本项目开展拟共形映射、Teichmüller空间、渐进Teichmüller空间几何性质研究。我们将推进拟共形映射极值性研究，并在此基础上对Teichmüller空间几何进行更深入的探讨，特别地，我们将在有限维Teichmüller空间几何里引入角度的概念，并利用它来研究Teichmüller空间的凸性和曲率性质以及测地盘的属性，这些研究将有助于更好地理解有限维Teichmüller空间。同时我们拟将Teichmüller空间的一些理论成果推广到渐进Teichmüller空间上，对两个空间上的各种联系进行考察，并力图完全解决渐进Teichmüller空间中的测地线不唯一性猜测。我们还将把Teichmüller空间理论与调和映射理论结合起来，以图更深入的了解两者间紧密的联系。我们希望通过对这些重要问题的研究来丰富与发展Teichmüller空间理论，并推动国内在这一方面研究的发展。

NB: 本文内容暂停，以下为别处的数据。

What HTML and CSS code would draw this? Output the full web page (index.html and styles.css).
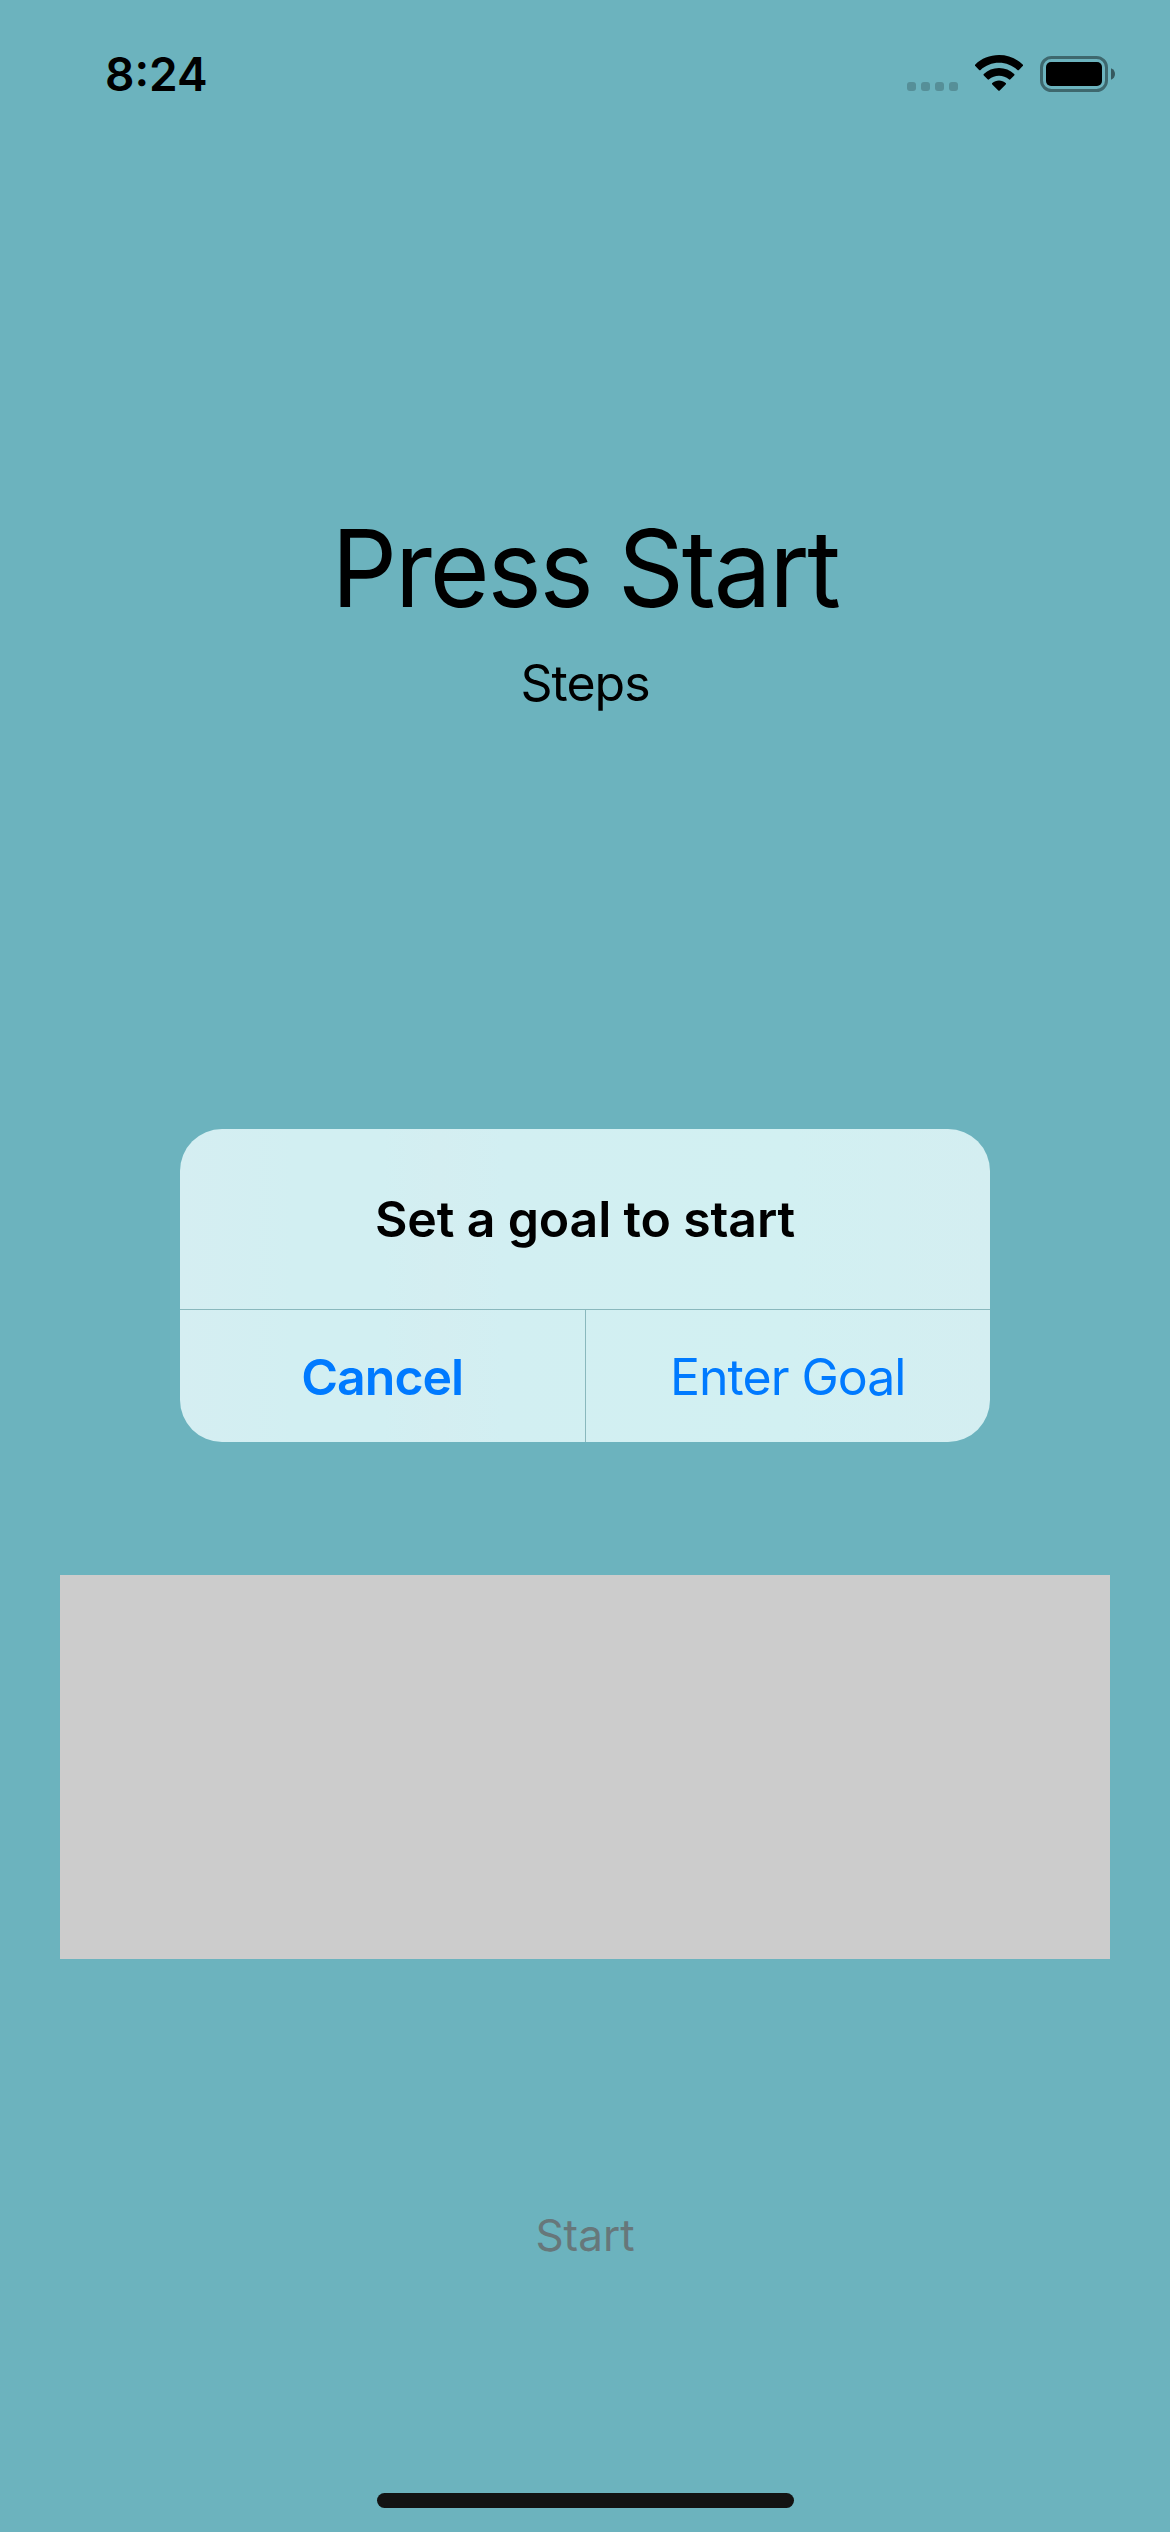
FILE: index.html
```html
<!DOCTYPE html>
<html lang="en">
<head>
<meta charset="utf-8">
<title>Steps</title>
<link rel="stylesheet" href="styles.css">
</head>
<body>
<div class="screen">
  <header class="status">
    <span class="time">8:24</span>
    <div class="indicators">
      <svg class="signal" width="51" height="9" viewBox="0 0 51 9"><rect width="9" height="9" rx="3"/><rect x="14" width="9" height="9" rx="3"/><rect x="28" width="9" height="9" rx="3"/><rect x="42" width="9" height="9" rx="3"/></svg>
      <svg class="wifi" width="48" height="36" viewBox="0 0 48 36"><path d="M24 0C33.2 0 41.600 3.500 47.700 9.500Q48.500 10.300 47.700 11.100L43.900 15Q43.200 15.700 42.400 15C37.500 10.500 31 7.800 24 7.800S10.500 10.500 5.600 15Q4.800 15.700 4.100 15L.3 11.100Q-.5 10.300.3 9.500C6.400 3.500 14.800 0 24 0Z"/><path d="M24 13C29.900 13 35.200 15.300 39.200 18.900Q40 19.700 39.200 20.500L35.400 24.300Q34.700 25 33.900 24.300C31.200 22.100 27.800 20.700 24 20.700S16.800 22.100 14.100 24.300Q13.300 25 12.600 24.300L8.800 20.500Q8 19.700 8.800 18.900C12.800 15.300 18.100 13 24 13Z"/><path d="M24 25.600C26.500 25.600 28.900 26.500 30.700 28Q31.400 28.700 30.700 29.400L24.700 35.500Q24 36.200 23.300 35.500L17.300 29.400Q16.600 28.700 17.300 28C19.100 26.500 21.500 25.600 24 25.600Z"/></svg>
      <svg class="battery" width="75" height="36" viewBox="0 0 75 36"><rect x="1.500" y="1.500" width="65" height="33" rx="10" fill="none" stroke="#000" stroke-width="3" opacity=".42"/><rect x="6" y="6" width="56" height="24" rx="5"/><path d="M71 12.200Q75 14 75 18T71 23.800Z" opacity=".5"/></svg>
    </div>
  </header>
  <main class="content">
    <h1 class="count">Press Start</h1>
    <p class="unit">Steps</p>
    <div class="panel"></div>
    <button class="start" disabled>Start</button>
  </main>
  <div class="home"></div>
  <section class="alert" role="alertdialog">
    <h2 class="alert-title">Set a goal to start</h2>
    <div class="actions">
      <button class="action cancel">Cancel</button>
      <button class="action enter">Enter Goal</button>
    </div>
  </section>
</div>
</body>
</html>
```
FILE: styles.css
```css
* { box-sizing: border-box; margin: 0; padding: 0; }
body { font-family: Inter, "Liberation Sans", sans-serif; color: #000; background: #6cb3be; }
button { font: inherit; border: 0; background: none; }
.screen { position: relative; width: 1170px; height: 2532px; display: flex; flex-direction: column; overflow: hidden; background: #6cb3be; }
.status { height: 141px; padding: 44px 55px 0 105px; display: flex; justify-content: space-between; align-items: flex-start; }
.time { font-size: 46px; line-height: 60px; font-weight: 600; letter-spacing: 0; }
.indicators { display: flex; align-items: flex-end; padding-top: 11px; }
.signal { fill: #568f98; margin-right: 17px; }
.wifi { margin-right: 17px; }
.battery { position: relative; top: 1px; }
.content { flex: 1; display: flex; flex-direction: column; align-items: center; padding-top: 357px; }
.count { font-size: 107px; line-height: 140px; font-weight: 400; letter-spacing: -2.3px; white-space: nowrap; transform: scaleX(.96); }
.unit { margin-top: 15px; font-size: 50px; line-height: 60px; letter-spacing: -1px; }
.panel { width: 1050px; height: 384px; margin-top: 862px; background: #ccc; }
.start { margin-top: 246px; font-size: 44px; line-height: 60px; letter-spacing: 0; color: #67777a; }
.home { width: 417px; height: 15px; margin: 0 auto 24px; border-radius: 8px; background: #131313; }
.alert { position: absolute; left: 180px; top: 1129px; width: 810px; height: 313px; border-radius: 42px; overflow: hidden; display: flex; flex-direction: column; background: linear-gradient(90deg, #d5eef2 0%, #d2eff2 14%, #d2eff2 25%, #d4eef1 32%, #d2eff2 40%, #d2f0f2 75%, #d4eef1 100%); }
.alert-title { height: 180px; padding-top: 60px; text-align: center; font-size: 50px; line-height: 60px; font-weight: 600; letter-spacing: -.15px; }
.actions { flex: 1; display: flex; border-top: 1px solid #89b8bd; }
.action { flex: 1; padding-top: 2px; font-size: 50px; line-height: 60px; color: #007aff; }
.cancel { border-right: 1px solid #89b8bd; font-weight: 600; letter-spacing: -1px; }
.enter { letter-spacing: -1px; }
```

This project aims at studying quasiconformal mappings and the geometry in Teichmüller spaces and asymptotic Teichmüller spaces. We will promote the study on the extremality of quasiconformal mappings, on the basis of which we can explore the geometry in Teichmüller spaces in deeper direction. In particular, we will introduce angle in a finite-dimensional Teichmüller space and use it to characterize the convexity, the curvature property and geodesic disks in a new sight. Such new consideration will help us understand a finite-dimensional Teichmüller space to a new extent. Meanwhile, we will try to extend some classical results in Teichmüller spaces to the asymptotic Teichmüller spaces. We will consider the relations between these spaces and try to solve the non-uniqueness conjecture on geodesics in the asymptotic Teichmüller spaces. We also study the relations between Teichmüller spaces and harmonic mappings. We believe that our project will enrich and develop the theory of Teichmüller spaces and will strengthen the study in the field in China.